Before You Date My Daughter....




I have an 18 yr old daughter... she is beautiful inside and out, has a heart for people, thinks the best of everyone, and is talented. She can write, paint, sketch, play four musical instruments, has a beautiful voice, and loves animals. She is taking Graphic Design in college, and has a full time job. She is a soft, kind hearted young lady. And while she still lives at home and has a dad to look out for her, she's not all peaches and cream. She can hold her own pretty well, and has her own ideas, standards and reasoning.

But, when it comes to dating, she has seen some of the worst brought out in guys...

In the last few years, she has had six guys interested. Some have asked her to date, some have wanted to do everything but date. One lied to both her and her dad, one was 11+ yrs older than her and lived in another country, one didn't have his licence and wanted her to drive out of state to his house, one told her he needed space from her family before they even went on a date, one wanted to send her nude pictures, and one sent her good morning texts from his bed... They have all caused drama. (And most of them were raised in good Christian homes, and should have known better). 

As of today, she still has never been on a date. Not because she's too good for them, but rather, she has more respect for herself then they seem to have or show.

So, here are some suggestions if you want to date our daughter.... (not necessarily have to's, but it sure would be nice to have her be pursued by a trustworthy,  respectable, and caring young man...)

Have enough respect to ask her dad....
He isn't really looking forward to talking with you either, as it's his 'little' girl, but he needs to talk to you. Its ok if you're nervous or fumble your words, he was in your place once too... Don't send him a text. Call him and set up a time to meet and have a conversation face to face.

Tell him what is it about our daughter that made you want to spend time with her. What part does God have in your life? What do you do for fun? Where do you work? Where you see yourself in a couple of years?

What are you two going to be doing for the date? 
 Tell him where/what you have in mind, and set a time to arrive back home. 11:30 means 11:30. No exceptions. Give him your phone number. 

(PS. And seriously, don't text our daughter and ask her for her dads number or tell her you want to date her before you ask her dad. That's just cheating the system. Be a man and do your own homework.)

Make a formal, in-person invitation. Call her if you have to, but take the highest form of communication. Don’t be a coward and text it. Don’t post it on Facebook. Ask privately. Ask clearly. ....And by the way, don’t just ask her to “hang out" -that's not a date.

Make her feel special. Don't ask her to drive to meet you somewhere. You need to drive and pick her up. Bring her some flowers, or a long stemmed rose, or don't. Meet her parents. Show some class.

Go somewhere. Do something. Take the initiative. Don’t ask, “What do you want to do?” Even if she doesn’t love what you decide to do, she will love the fact that you showed initiative and planning.

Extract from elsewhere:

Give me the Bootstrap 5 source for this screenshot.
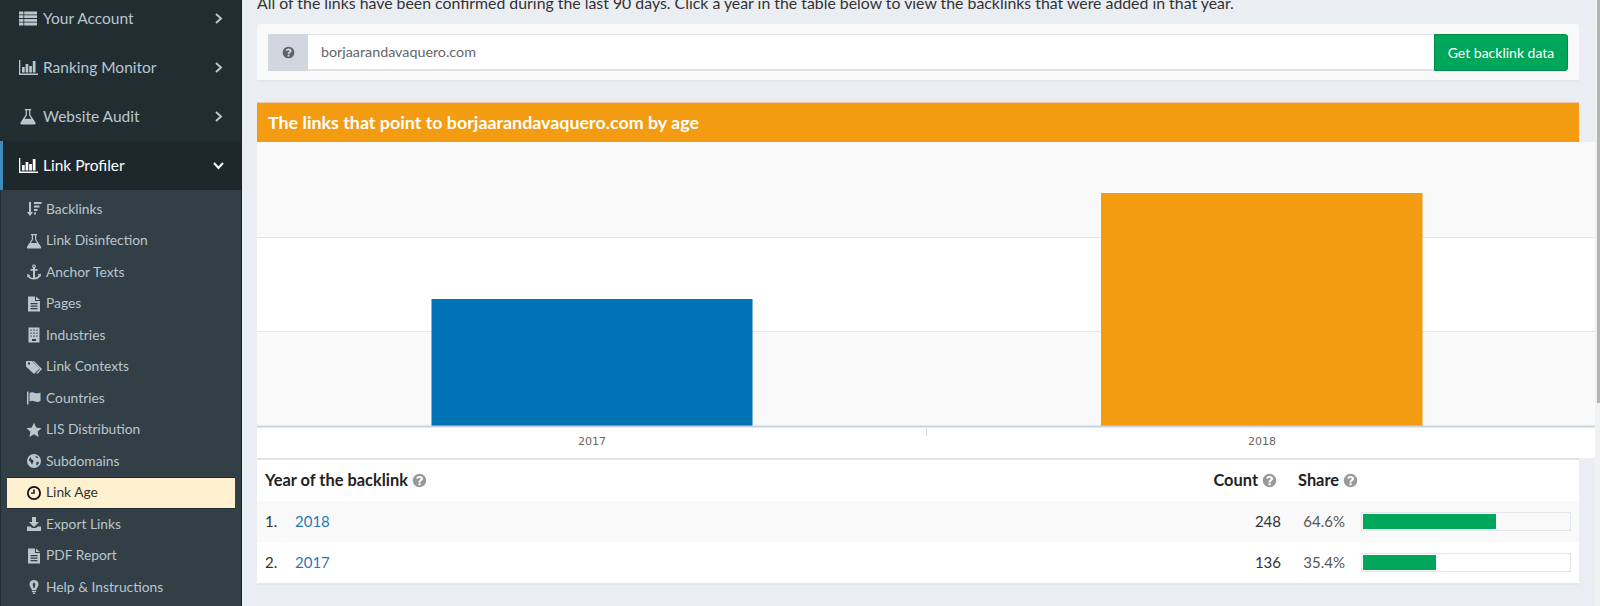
<!DOCTYPE html>
<html lang="en">
<head>
<meta charset="utf-8">
<title>Link Age</title>
<link href="https://cdn.jsdelivr.net/npm/bootstrap@5.3.0/dist/css/bootstrap.min.css" rel="stylesheet">
<style>
html,body{height:606px;overflow:hidden}
body{font-family:"Lato","Noto Sans",sans-serif;background:#eaedf2;color:#333;font-size:15px}
.shell{height:606px}
.side{width:242px;flex:none;background:#222d32;border-right:1px solid #1a2226;height:606px;overflow:hidden}
.top-item{height:49px;flex:none;color:#b8c7ce;font-size:15.5px;padding:0 15px 0 18px;text-decoration:none}
.top-item:first-child{margin-top:-6px}
.top-item .ico{width:20px;height:17px;fill:#b8c7ce;margin-right:5px;flex:none}
.top-item .chev{width:11px;height:11px;fill:none;stroke:#b8c7ce;stroke-width:2;margin-left:auto;margin-right:2px}
.top-item.on{background:#1e282c;color:#fff;border-left:3px solid #3c8dbc;padding-left:15px}
.top-item.on .ico{fill:#fff}
.top-item.on .chev{stroke:#fff;width:13px;height:13px;margin-right:1px}
.sub-list{background:#333f47;height:420px;padding:3.5px 6px 0 6px;border-left:1px solid #222d32}
.sub-item{height:31.5px;flex:none;color:#b8c7ce;font-size:13.8px;padding-left:19px;text-decoration:none}
.sub-item .ico{width:16px;height:16px;fill:#b8c7ce;margin-right:4px;flex:none}
.sub-item.on{background:#fff1d0;color:#333;border:1px solid #1f2a30;border-width:1px 0 1px 0}
.sub-item.on .ico{fill:#111}
.main{flex:1 1 auto;min-width:0;padding:0 16px 0 15px;position:relative}
.intro{margin:-7px 0 0;font-size:15.85px;line-height:20px;height:31px;white-space:nowrap;color:#333}
.search-box{background:#f9f9f9;height:58px;padding:10px 11px;border-radius:3px;border-bottom:2px solid #e4e6ea;margin-bottom:20px}
.search-box .input-group{height:37px;flex-wrap:nowrap}
.q-add{width:41px;background:#d2d6de;border:0;border-radius:0;justify-content:center;padding:0}
.q-add svg{width:13px;height:13px;fill:#5c636a}
.search-box .form-control{border:0;border-top:1px solid #dfe2e8;border-bottom:2px solid #dfe2e8;border-radius:0;font-size:14.3px;color:#666;padding-left:13px;box-shadow:none}
.go-btn{background:#00a65a;border:1px solid #008d4c;color:#fff;font-size:14px;width:134px;padding:0;border-radius:0 3px 3px 0}
.title-bar{background:#f39c12;color:#fff;height:40px;font-size:17.85px;font-weight:700;padding-left:11px;border-top:1px solid #f0c8b0}
.chart-wrap{margin-right:-16px;background:#fff}
.chart-wrap svg{display:block;width:1338px;height:316px}
.chart-wrap text{font-family:"DejaVu Sans",sans-serif;font-size:11px;fill:#666;text-anchor:middle}
.data-panel{background:#fff;border-bottom:2px solid #e4e6ea;border-top:2px solid #e1e3e6}
.data-table{margin:0;font-size:15px;--bs-table-bg:transparent;color:#333}
.data-table>*>*>*{border:0;padding:0 8px;vertical-align:middle}
.data-table thead th{height:40px;font-weight:700;color:#222;font-size:16.4px;white-space:nowrap}
.data-table tbody td{height:41px}
.data-table tbody tr:first-child{background:#f9f9f9}
.data-table a{color:#1f7ab8;text-decoration:none}
.hlp{width:15px;height:15px;fill:#999;vertical-align:-2px}
.data-table thead th.cnt-head{padding-right:12px}
.data-table thead th.shr-head{padding-left:9px}
.num-col{width:30px}
.cnt-col{width:70px}
.shr-col{width:64px;color:#555}
.bar-col{width:226px}
.meter{height:19px;background:transparent;border:1px solid #e4e6ea;border-radius:0;padding:1px}
.meter .progress-bar{background:#00a65a}
.scroll-rail{width:5px;flex:none;background:#f1f1f1;height:606px}
.scroll-rail i{display:block;height:403px;width:3px;margin-left:2px;background:#b4b4b4}
</style>
</head>
<body>
<svg width="0" height="0" class="d-block" aria-hidden="true">
<defs>
<symbol id="i-list" viewBox="0 0 20 17"><path d="M1 1.500h4.400v2.900H1zM6.200 1.500H19v2.900H6.200zM1 5.200h4.400v2.900H1zM6.200 5.200H19v2.900H6.200zM1 8.900h4.400v2.900H1zM6.200 8.900H19v2.900H6.200zM1 12.600h4.400v2.900H1zM6.200 12.600H19v2.900H6.200z"/></symbol>
<symbol id="i-bars" viewBox="0 0 20 17"><path d="M1 1h1.300v13.600H20V16H1zM4 8h2.700v5.600H4zM7.600 5h2.700v8.600H7.600zM11.200 7h2.700v6.600h-2.700zM14.800 2h2.700v11.600h-2.700z"/></symbol>
<symbol id="i-flask" viewBox="0 0 16 16"><path d="M5 1h6v1.200h-.8v4.200l4.800 7.300c.5.800 0 1.800-1 1.800H2c-1 0-1.500-1-1-1.800l4.800-7.300V2.200H5zm2 1.200v4.600L4.800 10h6.400L9 6.800V2.200z" fill-rule="evenodd"/></symbol>
<symbol id="i-sort" viewBox="0 0 16 16"><path d="M3 1h2v10h2l-3 4-3-4h2zM8 1h7.500v2H8zM8 4.500h5.500v2H8zM8 8h3.500v2H8zM8 11.500h2v2H8z"/></symbol>
<symbol id="i-anchor" viewBox="0 0 16 16"><path d="M8 .5a1.900 1.900 0 0 1 1 3.500v1h2.500v1.700H9v6.800c1.800-.2 3-1 3.600-2l-1.100-.8 3.200-1.300.3 3.400-.9-.6C13 14.400 10.800 15.500 8 15.500s-5-1.100-6.100-2.800l-.9.6.3-3.400 3.200 1.300-1.100.8c.6 1 1.800 1.800 3.600 2V6.700H4.500V5H7V4a1.900 1.900 0 0 1 1-3.500zm0 1.100a.7.700 0 1 0 0 1.500.7.700 0 0 0 0-1.500z" fill-rule="evenodd"/></symbol>
<symbol id="i-file" viewBox="0 0 16 16"><path d="M2 .5h7v4.500h5v10.500H2zM10 .5l4 3.500h-4zM4.500 7v1.200h7V7zm0 2.500v1.200h7V9.500zm0 2.500v1.200h7V12z" fill-rule="evenodd"/></symbol>
<symbol id="i-bldg" viewBox="0 0 16 16"><path d="M2.500.5h11v15h-11zM4.500 2.500v1.200h1.200V2.500zm2.800 0v1.200h1.400V2.500zm3 0v1.200h1.200V2.500zm-5.800 3v1.200h1.200V5.500zm2.800 0v1.200h1.400V5.500zm3 0v1.200h1.200V5.500zm-5.800 3v1.200h1.200V8.500zm2.800 0v1.200h1.400V8.500zm3 0v1.200h1.200V8.500zM6 12v2h4v-2z" fill-rule="evenodd"/></symbol>
<symbol id="i-tags" viewBox="0 0 16 16"><path d="M0 2h6l7.500 7.500-5.500 5.500L0 7.500zm3 1.200a1.200 1.200 0 1 0 0 2.400 1.200 1.200 0 0 0 0-2.400zM8 2l8 8-4.600 5-1-1 3.600-4-7.300-8z" fill-rule="evenodd"/></symbol>
<symbol id="i-flag" viewBox="0 0 16 16"><path d="M1 1.500h1.500v13H1zM3.500 3c2-1.300 3.500-.8 5.500 0 1.800.6 3.500.4 5.500-.5v8.500c-2 1.200-3.700 1.200-5.500.5-2-.8-3.500-1-5.500 0z"/></symbol>
<symbol id="i-star" viewBox="0 0 16 16"><path d="M8 .8l2.200 4.800 5.300.6-3.900 3.500 1 5.200L8 12.300l-4.600 2.600 1-5.200L.5 6.200l5.300-.6z"/></symbol>
<symbol id="i-globe" viewBox="0 0 16 16"><path d="M8 1a7 7 0 1 1 0 14A7 7 0 0 1 8 1zM4.500 4c-.8 1-1.500 2.200-1.500 3.500.8.700 1.700 1 2 2.200.3 1 .8 1.500 1.500 1.500 0-1.500 1-2 1-3.200S6 6.800 5.500 6.200 5 4.800 4.500 4zM9.500 3c-.3.800.3 1.500 1 1.800.8.400 1.300 0 2-.3C12 4 10.800 3 9.500 3zM11 8.500c-.8 1-1 2.500-.5 4 1-.5 2-1.500 2.500-3-.7-.3-1.300-.7-2-1z" fill-rule="evenodd"/></symbol>
<symbol id="i-clock" viewBox="0 0 16 16"><path d="M8 1a7 7 0 1 1 0 14A7 7 0 0 1 8 1zm0 1.800a5.200 5.200 0 1 0 0 10.400A5.200 5.200 0 0 0 8 2.800zM7.200 4.500h1.500v4.300H5V7.400h2.200z" fill-rule="evenodd"/></symbol>
<symbol id="i-down" viewBox="0 0 16 16"><path d="M6 1h4v5h3l-5 5-5-5h3zM1 10.500h3.500L6 12h4l1.500-1.500H15V15H1z"/></symbol>
<symbol id="i-bulb" viewBox="0 0 16 16"><path d="M8 1a4.600 4.600 0 0 1 3.200 7.900c-.7.700-1 1.400-1 2.100H5.800c0-.7-.3-1.400-1-2.100A4.600 4.600 0 0 1 8 1zm0 2.300L6.600 5.100 7.400 9h1.200l.8-3.900zM5.900 11.800h4.200V13H5.900zM6.500 13.600h3L8.800 15H7.200z" fill-rule="evenodd"/></symbol>
<symbol id="i-help" viewBox="0 0 16 16"><path d="M8 .8a7.200 7.200 0 1 1 0 14.400A7.200 7.200 0 0 1 8 .8zM7 11v2h2.200v-2zM8.100 3.200C6.300 3.200 5 4.100 4.500 5.500l1.700.8c.3-.8.900-1.200 1.800-1.200.8 0 1.300.4 1.300 1 0 .5-.4.800-1.100 1.300C7.500 7.900 7 8.500 7 9.600v.5h2.200v-.4c0-.5.300-.8 1-1.300.9-.6 1.500-1.300 1.500-2.400 0-1.700-1.500-2.800-3.600-2.800z" fill-rule="evenodd"/></symbol>
</defs>
</svg>
<div class="shell d-flex">
  <nav class="side d-flex flex-column">
    <a class="top-item d-flex align-items-center" href="#"><svg class="ico"><use href="#i-list"/></svg>Your Account<svg class="chev" viewBox="0 0 11 11"><path d="M3 1l5 4.500L3 10"/></svg></a>
    <a class="top-item d-flex align-items-center" href="#"><svg class="ico"><use href="#i-bars"/></svg>Ranking Monitor<svg class="chev" viewBox="0 0 11 11"><path d="M3 1l5 4.500L3 10"/></svg></a>
    <a class="top-item d-flex align-items-center" href="#"><svg class="ico"><use href="#i-flask"/></svg>Website Audit<svg class="chev" viewBox="0 0 11 11"><path d="M3 1l5 4.500L3 10"/></svg></a>
    <a class="top-item on d-flex align-items-center" href="#"><svg class="ico"><use href="#i-bars"/></svg>Link Profiler<svg class="chev" viewBox="0 0 13 13"><path d="M2 4l4.500 5L11 4"/></svg></a>
    <div class="sub-list d-flex flex-column">
      <a class="sub-item d-flex align-items-center" href="#"><svg class="ico"><use href="#i-sort"/></svg>Backlinks</a>
      <a class="sub-item d-flex align-items-center" href="#"><svg class="ico"><use href="#i-flask"/></svg>Link Disinfection</a>
      <a class="sub-item d-flex align-items-center" href="#"><svg class="ico"><use href="#i-anchor"/></svg>Anchor Texts</a>
      <a class="sub-item d-flex align-items-center" href="#"><svg class="ico"><use href="#i-file"/></svg>Pages</a>
      <a class="sub-item d-flex align-items-center" href="#"><svg class="ico"><use href="#i-bldg"/></svg>Industries</a>
      <a class="sub-item d-flex align-items-center" href="#"><svg class="ico"><use href="#i-tags"/></svg>Link Contexts</a>
      <a class="sub-item d-flex align-items-center" href="#"><svg class="ico"><use href="#i-flag"/></svg>Countries</a>
      <a class="sub-item d-flex align-items-center" href="#"><svg class="ico"><use href="#i-star"/></svg>LIS Distribution</a>
      <a class="sub-item d-flex align-items-center" href="#"><svg class="ico"><use href="#i-globe"/></svg>Subdomains</a>
      <a class="sub-item on d-flex align-items-center" href="#"><svg class="ico"><use href="#i-clock"/></svg>Link Age</a>
      <a class="sub-item d-flex align-items-center" href="#"><svg class="ico"><use href="#i-down"/></svg>Export Links</a>
      <a class="sub-item d-flex align-items-center" href="#"><svg class="ico"><use href="#i-file"/></svg>PDF Report</a>
      <a class="sub-item d-flex align-items-center" href="#"><svg class="ico"><use href="#i-bulb"/></svg>Help &amp; Instructions</a>
    </div>
  </nav>
  <main class="main">
    <p class="intro">All of the links have been confirmed during the last 90 days. Click a year in the table below to view the backlinks that were added in that year.</p>
    <div class="search-box">
      <div class="input-group">
        <span class="input-group-text q-add"><svg viewBox="0 0 16 16"><use href="#i-help"/></svg></span>
        <input class="form-control" type="text" value="borjaarandavaquero.com" aria-label="Domain">
        <button class="btn go-btn" type="button">Get backlink data</button>
      </div>
    </div>
    <div class="title-bar d-flex align-items-center">The links that point to borjaarandavaquero.com by age</div>
    <div class="chart-wrap">
      <svg viewBox="0 0 1338 316">
        <rect width="1338" height="95" fill="#f9f9f9"/>
        <rect y="189" width="1338" height="95" fill="#f9f9f9"/>
        <path d="M0 95.500H1338M0 189.500H1338" stroke="#e3e5e8"/>
        <rect x="174.500" y="157" width="321" height="127" fill="#0073b7"/>
        <rect x="844" y="51" width="321.500" height="233" fill="#f39c12"/>
        <path d="M0 284.500H1338" stroke="#c6d3e0" stroke-width="2"/>
        <path d="M669.500 285V294" stroke="#d5dfe9"/>
        <text x="335" y="303">2017</text>
        <text x="1005" y="303">2018</text>
      </svg>
    </div>
    <div class="data-panel">
      <table class="table data-table">
        <thead>
          <tr>
            <th colspan="2">Year of the backlink <svg class="hlp"><use href="#i-help"/></svg></th>
            <th class="text-end cnt-head">Count <svg class="hlp"><use href="#i-help"/></svg></th>
            <th class="shr-head" colspan="2">Share <svg class="hlp"><use href="#i-help"/></svg></th>
          </tr>
        </thead>
        <tbody>
          <tr>
            <td class="num-col">1.</td><td><a href="#">2018</a></td><td class="cnt-col text-end">248</td><td class="shr-col text-end">64.6%</td>
            <td class="bar-col"><div class="progress meter"><div class="progress-bar" style="width:64.6%"></div></div></td>
          </tr>
          <tr>
            <td class="num-col">2.</td><td><a href="#">2017</a></td><td class="cnt-col text-end">136</td><td class="shr-col text-end">35.4%</td>
            <td class="bar-col"><div class="progress meter"><div class="progress-bar" style="width:35.4%"></div></div></td>
          </tr>
        </tbody>
      </table>
    </div>
  </main>
  <div class="scroll-rail"><i></i></div>
</div>
<script src="https://cdn.jsdelivr.net/npm/bootstrap@5.3.0/dist/js/bootstrap.bundle.min.js"></script>
</body>
</html>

Always, always open the door for her... the car door, the door to the building... hold it open and let her go first. (My husband still opens the car door for me after 15 years together!)

You should pay. Even if she has more money. Even if she insists. It doesn’t have to be expensive. Part of your calling as a man is to provide. Provide what you have, not what you don’t have. Don't ever bring up the subject of how much money you do or don't have for the date. If you want to date her, she is worth it.

Ask her questions about herself. Make her feel special by getting to know her. What made her the person she is now? Where does she hope to be in a few years? Share about yourself, too.

Spend time with both sets of parents. We want the best for both of you. You aren't just getting to know our daughter, your getting to know our whole family. If you’re avoiding us, you're hiding something.

Control the public displays of affection and in private too. Have standards. Have boundaries. Don't make it physical. Take your time and enjoy the little things. Deliberately seek to socialize together or serve together in groups. Limit alone time and keep accountable to someone for the time you are together. The future will take care of itself.

Show my daughter the respect she deserves. She’s been taught to treat you the same. Be willing to watch out for our daughter’s well being. Be responsible. Look out for her best interests. Protect her. Always keep the door open.

 Have some self-control and modesty toward her. If you have feelings of affection or attraction, take some time before you reveal them. Don't tell her you “like” her and put the ball in her court, if you've only been on a few dates. When you do tell... do it in a tactful and meaningful way.

 Don’t go back and give the play-by-play to your friends. Have some self-control. This isn’t junior high school. (But as the mom of said daughter... I'm dying over here wanting to know what you thought about the date!!! Haha!)

Date with Jesus, not Cupid in mind. Ask her out for coffee to get to know her. Dating is supposed to be fun! A first date should give her butterfly's.... it should be exciting and she should simply be treated with respect and admiration... 

But at the end of the day, don't string her along if all you're wanting is a good time. Dating is about getting to know each other.... can you see yourself marrying her? Can you both serve God together? Have fun, but date with a purpose.

"A real man, the kind of man a woman wants to give her life to, is one who will respect her dignity, who will honor her like the valuable treasures she is. A real man will cherish and care for that precious prize forever."